Consider just this one finding from a new poll of black and Latino parents: The sense of racial bias was so strong for some parents that a quarter of Latinos and a third of African-Americans agreed with the statement, “Schools in the US are not really trying to educate Black/Latino students.”

The poll focused on education, and that one finding suggests that, despite years of education reforms, states have a long way to go to succeed in the dawning new-majority era. One of the places to start, judging by responses in the poll, is figuring out how to better fund schools in communities that don’t have the tax base of middle-class suburbia.

“The quality is not the same due to less funding,” a Latino parent said of schools serving primarily students of color, during a Chicago focus group tied to the poll. The parent said the money gap means “less teachers, less technology available … and less overall academic opportunities.”

And opportunity is the goal for these new-majority parents. Judging by the poll and focus-group responses, they want their kids held to rigorous standards and expectations, and they’re ready to do their part to prod their children forward. They just want schools to be up to the task at hand.    

“Will states and school districts rise to the occasion and build a K-12 public education system designed to address the educational needs of students of color? Or will they shirk their duty … and condemn a majority of public school students to a future with little to no promise?” asks Wade Henderson, president and CEO of The Leadership Conference Education Fund, in a report on the poll results.

What parents see 

Mr. Henderson’s group is the research and education arm of a large civil rights coalition, and sponsored the new poll for a report titled, “New Education Majority: Attitudes and Aspirations of Parents and Families of Color.”  The survey included 400 black and 400 Latino parents and guardians of school-age children, interviewed by phone in March by the polling firm Anzalone Liszt Grove Research (ALG).

More than three-quarters in the poll said schools in low-income communities – often those with many African-American or Latino residents – receive less funding than schools in wealthy communities. Parents who believed there are racial disparities in the quality of education attributed it primarily to this lack of funding. The next two factors they pointed to: lower teacher quality and overall racial bias.

“I’ve seen it so many times before. They don’t offer to black schools what they offer to white schools,” an African-American parent told a focus group in Philadelphia.

In all, 6 in 10 Latinos and 8 in 10 African-Americans in the survey said schools serving their group receive less than schools in white communities.

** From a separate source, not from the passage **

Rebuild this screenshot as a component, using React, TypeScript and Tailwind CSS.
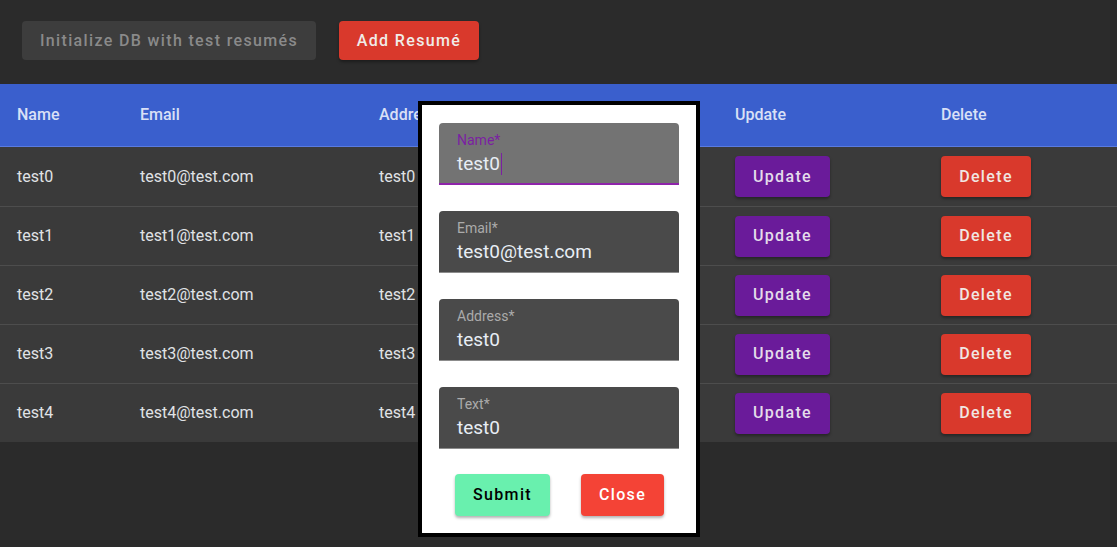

The vast majority also believed students should be challenged more and that low-income students should be held to the same or higher expectations, because of the importance of education as a path out of poverty or limited opportunities.

The call for better schools and greater equity comes at an important moment in national education policy. States are working to refine their school accountability systems within the parameters of the new federal education law known as the Every Student Succeeds Act. The law replaced the law known as “No Child Left Behind,” giving states greater flexibility in how to ensure strong schools.

As is often the case with polls of parents, more than 8 out of 10 said the school their children attend is good or excellent. But even within this question, the backdrop of racial equity lurked. Among African-Americans whose child attended a school that is mostly white, 94 percent rated the school highly, compared with 75 percent of those whose school was mostly black.

When asked an open-ended question about what factor is most important to make a great school, half cited good teachers.

Considering new priorities

The poll results may help broaden education policy agendas. In the dominant narrative around education reform, “a lot of the debates that we hear about … just don’t reflect what these new-majority parents have to say,” says Liz King, director of education policy for The Leadership Conference Education Fund. “The hemming and hawing about opt-out [related to standardized testing], for example, we just don’t see that as a priority concern.”

A majority of poll respondents said that when their children make it to college, it is largely due to the student’s and family’s efforts, while only about 15 percent said the school’s role was the most important factor.

But such family support is not always top of mind for educators at struggling schools.

In a high school in Florida that had some of the worst outcomes, an intervention leadership team at first thought of the families as largely unemployed and not particularly valuing education. The team believed that, in turn, this caused the children to not aspire to higher education.

After they surveyed the students, they found quite the opposite, according to an account by Rebecca Carlo, then-coordinator of a Florida project working with struggling learners.

Nearly all the students believed attending school beyond high school was an important goal, and more than 9 out of 10 said their family supported their educational goals and encouraged them to keep trying when things were difficult.

“Too often, the prevailing dialogue faults families of color for bad educational outcomes instead of grappling meaningfully and seriously with the need for the system to make different policy choices,” notes Mr. Henderson of The Leadership Conference Education Fund in the report, which acknowledges that the new majority includes Asians and Native Americans, who are likely to be included in future polls. “We cannot hope to build the public education system all children deserve without including the parents and families of the students who will most benefit from a truly high-quality education.”

But to truly engage with families in Latino and African-American neighborhoods to ensure equity will require a deeper dive into the subtext of the poll, said Jeffrey Duncan-Andrade, a longtime teacher in largely Latino East Oakland, Calif., and a professor at San Francisco State University, during a panel discussion following the poll’s release April 11.

When parents of color call for “rigor” in education, for instance, they aren’t necessarily calling for more academic tests. “You can’t be engaged in academically rigorous education without being engaged in a culturally relevant education,” he said. “For us, the inclusion and centrality of valuing our culture, valuing our history … is by definition what we mean by academic rigor.”